Le concept de sécurité alimentaire fait surtout référence à la production d’aliments en quantité suffisante pour répondre aux besoins des populations du globe. On se préoccupe peu ici du mode de production ou du type d’aliments produits, pourvu que chaque individu puisse s’alimenter. Durant les périodes de crise et de famine, et à travers la dite « révolution verte », on a favorisé l’intensification des monocultures ainsi que l’utilisation de nouvelles technologies et de pesticides afin de produire davantage et plus rapidement.

Au cours des années 1990, des voies dissidentes se son faites entendre lors des négociations du Cycle de l’Uruguay, sous l’égide du GATT, et qui s’est conclu par la création de l’OMC en 1995. On a alors convenu de la libéralisation du commerce des produits agricoles entre les pays, alors que l’agriculture avait été jusque-là réservée au contrôle exclusif des États souverains pour assurer la survie des populations. C’est dans ce contexte que de nombreux agriculteurs et familles paysannes ont choisi d’unir leurs forces et de créer La Via Campesina (VC) en 1993. Ce mouvement transnational est aujourd’hui présent dans 69 pays et sur quatre continents. Enraciné dans des communautés rurales très diverses,  la VC regroupe quelque 149 organisations qui, depuis 1996, ont promu la souveraineté alimentaire dans une campagne transnationale.[i]

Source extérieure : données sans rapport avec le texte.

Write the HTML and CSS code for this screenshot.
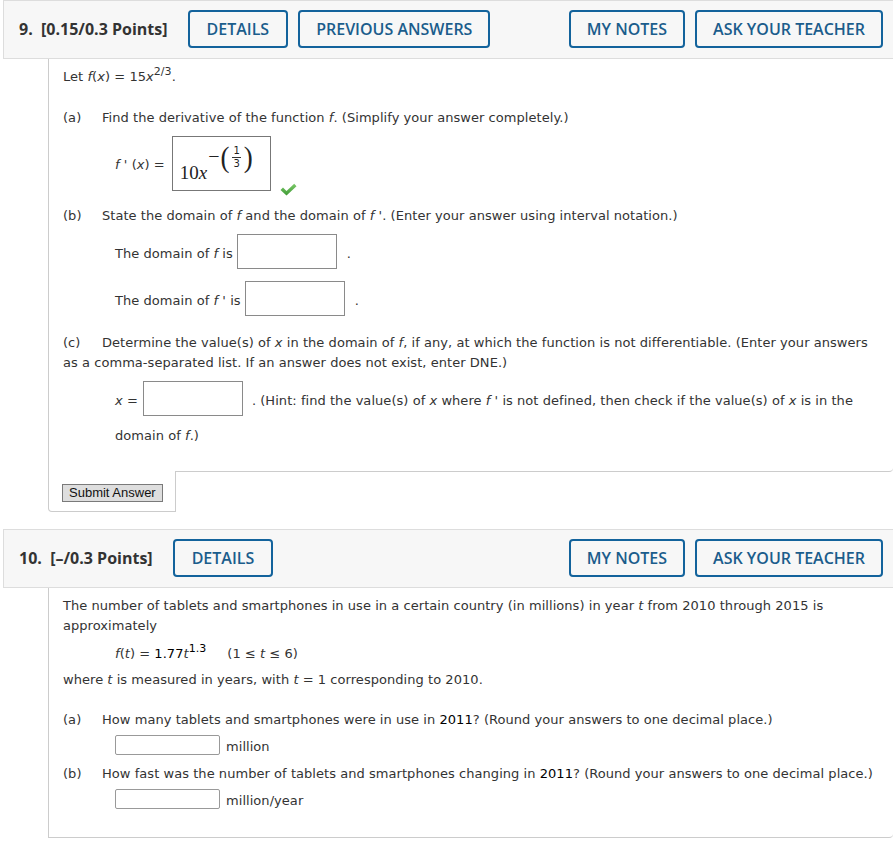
FILE: index.html
```html
<!DOCTYPE html>
<html>
<head>
<meta charset="utf-8">
<title>Questions</title>
<link rel="stylesheet" href="styles.css">
</head>
<body>
<div class="page">
  <section class="question">
    <div class="qhead">
      <div class="qtitle">9.&nbsp; [0.15/0.3 Points]</div>
      <div class="btn wide">DETAILS</div>
      <div class="btn">PREVIOUS ANSWERS</div>
      <div class="spacer"></div>
      <div class="btn">MY NOTES</div>
      <div class="btn">ASK YOUR TEACHER</div>
    </div>
    <div class="qbody q9">
      <p class="ln">Let <i>f</i>(<i>x</i>) = 15<i>x</i><sup>2/3</sup>.</p>
      <p class="ln m21"><span class="part">(a)</span>Find the derivative of the function <i>f</i>. (Simplify your answer completely.)</p>
      <div class="row m9 indent">
        <span class="lbl"><i>f</i> ' (<i>x</i>) =</span>
        <div class="mathbox">
          <span class="mbase">10<i>x</i></span>
          <span class="mexp">
            <span class="mminus">−</span>
            <span class="mparen">(</span>
            <span class="mfrac"><span class="fnum">1</span><span class="fden">3</span></span>
            <span class="mparen">)</span>
          </span>
        </div>
        <svg class="check" width="17" height="13" viewBox="0 0 17 13">
          <defs>
            <linearGradient id="g" x1="0" y1="0" x2="0" y2="1">
              <stop offset="0" stop-color="#7cc96a"/>
              <stop offset="1" stop-color="#3f9a35"/>
            </linearGradient>
          </defs>
          <path d="M0.5 7 L3 4.5 L6.5 8 L14.2 0.8 L16.5 3.2 L6.5 12.5 Z" fill="url(#g)"/>
        </svg>
      </div>
      <p class="ln m14"><span class="part">(b)</span>State the domain of <i>f</i> and the domain of <i>f</i> '. (Enter your answer using interval notation.)</p>
      <div class="row m9 indent">
        <span class="rt">The domain of <i>f</i> is</span>
        <input class="bigbox gap4" type="text">
        <span class="rt dot">.</span>
      </div>
      <div class="row m12 indent">
        <span class="rt">The domain of <i>f</i> ' is</span>
        <input class="bigbox gap4" type="text">
        <span class="rt dot">.</span>
      </div>
      <p class="ln m16"><span class="part">(c)</span>Determine the value(s) of <i>x</i> in the domain of <i>f</i>, if any, at which the function is not differentiable. (Enter your answers<br>as a comma-separated list. If an answer does not exist, enter DNE.)</p>
      <div class="row m9 indent">
        <span class="rt"><i>x</i> =</span>
        <input class="bigbox gap5" type="text">
        <span class="rt hint">. (Hint: find the value(s) of <i>x</i> where <i>f</i> ' is not defined, then check if the value(s) of <i>x</i> is in the</span>
      </div>
      <p class="ln m9 indent">domain of <i>f</i>.)</p>
    </div>
    <div class="submit-tab"><button class="submit" type="button">Submit Answer</button></div>
  </section>

  <section class="question q2">
    <div class="qhead">
      <div class="qtitle">10.&nbsp; [–/0.3 Points]</div>
      <div class="btn wide">DETAILS</div>
      <div class="spacer"></div>
      <div class="btn">MY NOTES</div>
      <div class="btn">ASK YOUR TEACHER</div>
    </div>
    <div class="qbody q10">
      <p class="ln">The number of tablets and smartphones in use in a certain country (in millions) in year <i>t</i> from 2010 through 2015 is<br>approximately</p>
      <p class="ln m8 indent"><i>f</i>(<i>t</i>) = <span class="num">1.77</span><i>t</i><sup class="num">1.3</sup><span class="range">(1 ≤ <i>t</i> ≤ 6)</span></p>
      <p class="ln m6">where <i>t</i> is measured in years, with <i>t</i> = 1 corresponding to 2010.</p>
      <p class="ln m20"><span class="part">(a)</span>How many tablets and smartphones were in use in <span class="num">2011</span>? (Round your answers to one decimal place.)</p>
      <div class="row m6 indent">
        <input class="smallbox" type="text">
        <span class="rt unit">million</span>
      </div>
      <p class="ln m8"><span class="part">(b)</span>How fast was the number of tablets and smartphones changing in <span class="num">2011</span>? (Round your answers to one decimal place.)</p>
      <div class="row m6 indent">
        <input class="smallbox" type="text">
        <span class="rt unit">million/year</span>
      </div>
    </div>
  </section>
</div>
</body>
</html>
```

FILE: styles.css
```css
body {
  margin: 0;
  font-family: "DejaVu Sans", Verdana, sans-serif;
  font-size: 13px;
  letter-spacing: 0.05px;
  color: #333;
  background: #fff;
}

.page {
  margin-left: 3px;
  width: 890px;
}

.q2 {
  margin-top: 17px;
}

.qhead {
  display: flex;
  align-items: center;
  gap: 10px;
  height: 38px;
  padding: 9px 10px 10px 15px;
  background: #f7f7f7;
  border: 1px solid #ddd;
  border-right: none;
  letter-spacing: 0;
}

.qtitle {
  font-family: "Open Sans", sans-serif;
  font-weight: 700;
  font-size: 16px;
  color: #333;
  margin-right: 10px;
  white-space: nowrap;
}

.spacer {
  flex: 1;
}

.btn {
  box-sizing: border-box;
  height: 38px;
  display: flex;
  align-items: center;
  padding: 0 16px;
  border: 2px solid #13639c;
  border-radius: 4px;
  font-family: "Open Sans", sans-serif;
  font-weight: 600;
  font-size: 16px;
  color: #1b5d8c;
  white-space: nowrap;
}

.btn.wide {
  padding: 0 17px;
}

.qbody {
  margin-left: 45px;
  border-left: 1px solid #ccc;
  border-bottom: 1px solid #ccc;
  border-bottom-right-radius: 4px;
  padding: 7px 0 26px 14px;
}

.q10 {
  padding-bottom: 28px;
}

.ln {
  margin: 0 0 -1px;
  padding-top: 1px;
  line-height: 20px;
  white-space: nowrap;
}

.m6 { margin-top: 6px; }
.m8 { margin-top: 8px; }
.m9 { margin-top: 9px; }
.m12 { margin-top: 12px; }
.m14 { margin-top: 14px; }
.m16 { margin-top: 16px; }
.m20 { margin-top: 20px; }
.m21 { margin-top: 21px; }

.indent {
  padding-left: 52px;
}

.part {
  display: inline-block;
  width: 39px;
}

sup {
  font-size: 11px;
  line-height: 0;
  vertical-align: 6px;
}

.num {
  color: #000;
}

.range {
  margin-left: 21px;
}

.row {
  display: flex;
  align-items: center;
  white-space: nowrap;
}

.rt {
  padding-top: 3px;
}

.lbl {
  padding-top: 2px;
  margin-right: 7px;
}

.mathbox {
  box-sizing: border-box;
  width: 99px;
  height: 55px;
  border: 1px solid #777;
  display: flex;
  align-items: flex-start;
  padding-left: 7px;
  color: #222;
  font-family: "Liberation Serif", "Times New Roman", serif;
  letter-spacing: 0;
}

.mbase {
  font-size: 19px;
  line-height: 20px;
  margin-top: 26px;
}

.mexp {
  display: flex;
  align-items: center;
  height: 28px;
  margin-top: 6px;
  margin-left: 1px;
}

.mminus {
  font-size: 20px;
  line-height: 20px;
  margin-top: -3px;
}

.mparen {
  font-size: 27px;
  line-height: 27px;
  transform: scaleY(1.12);
  margin: 0 1px;
}

.mfrac {
  display: flex;
  flex-direction: column;
  align-items: center;
  font-family: "DejaVu Sans", sans-serif;
  font-size: 10px;
  line-height: 10px;
  padding: 0 2px;
}

.fnum {
  border-bottom: 1px solid #333;
  padding: 0 1px 1px;
}

.fden {
  padding-top: 1px;
}

.check {
  align-self: flex-end;
  margin-left: 9px;
  margin-bottom: -5px;
}

.bigbox {
  box-sizing: border-box;
  width: 100px;
  height: 35px;
  margin: 0;
  padding: 0;
  border: 1px solid #8a8a8a;
  border-radius: 0;
  background: #fff;
}

.gap4 { margin-left: 4px; }
.gap5 { margin-left: 5px; }

.dot {
  margin-left: 10px;
}

.hint {
  margin-left: 9px;
}

.smallbox {
  box-sizing: border-box;
  width: 105px;
  height: 20px;
  margin: 0;
  padding: 0;
  border: 1px solid #999;
  border-radius: 2px;
  background: #fff;
}

.unit {
  margin-left: 6px;
}

.submit-tab {
  position: relative;
  box-sizing: border-box;
  width: 128px;
  margin-left: 45px;
  margin-top: -1px;
  padding: 13px 0 9px 13px;
  background: #fff;
  border-left: 1px solid #ccc;
  border-right: 1px solid #ccc;
  border-bottom: 1px solid #ccc;
  border-bottom-left-radius: 4px;
}

.submit {
  display: block;
  height: 18px;
  margin: 0;
  padding: 0 6px;
  font-family: "Liberation Sans", Arial, sans-serif;
  font-size: 13px;
  line-height: 16px;
  letter-spacing: 0;
  color: #111;
  background: #dedede;
  border: 1px solid #7a7a7a;
  border-radius: 0;
}
```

Les mouvements paysans d’un peu partout à travers le monde ont donc élaboré ce concept afin de définir eux-mêmes les priorités et méthodes de production agricole. Comme le souligne Eric Holt-Giménez[ii], la souveraineté alimentaire met l’accent sur l’auto-gouvernance du système alimentaire par ceux et celles qui vivent de la terre et la cultivent. Ceux-ci doivent avoir la capacité de décider du type d’aliments qu’ils produisent, et de comment et à quelle échelle ces aliments doivent être produits et distribués. Ici, on insiste sur le droit des peuples à une alimentation saine, qui respecte la diversité des cultures, et qui repose sur des modèles de production écologique, à plus petite échelle. On favorise les cultures locales diversifiées et de qualité pour desservir les marchés de proximité plutôt que le modèle dominant des monocultures industrielles à grande échelle, qui requiert l’utilisation de pesticides et autres intrants, diminuant la qualité des sols et des écosystèmes. Les militants pour la souveraineté alimentaire s’opposent également au modèle agro-industriel, puisqu’il est principalement axé sur la production de masse et l’exportation, ce qui implique un impact écologique avec le transport de longue distance, mais aussi un impact social sur les communautés rurales. Face à la compétition croissante sur les marchés mondiaux, où les plus grands producteurs bénéficient d’infrastructures et de subventions bien supérieures, les petits et moyens agriculteurs sont de plus en plus souvent dépossédés de leurs terres, leur milieu de vie, leur travail, leur culture et leur moyen de subsistance.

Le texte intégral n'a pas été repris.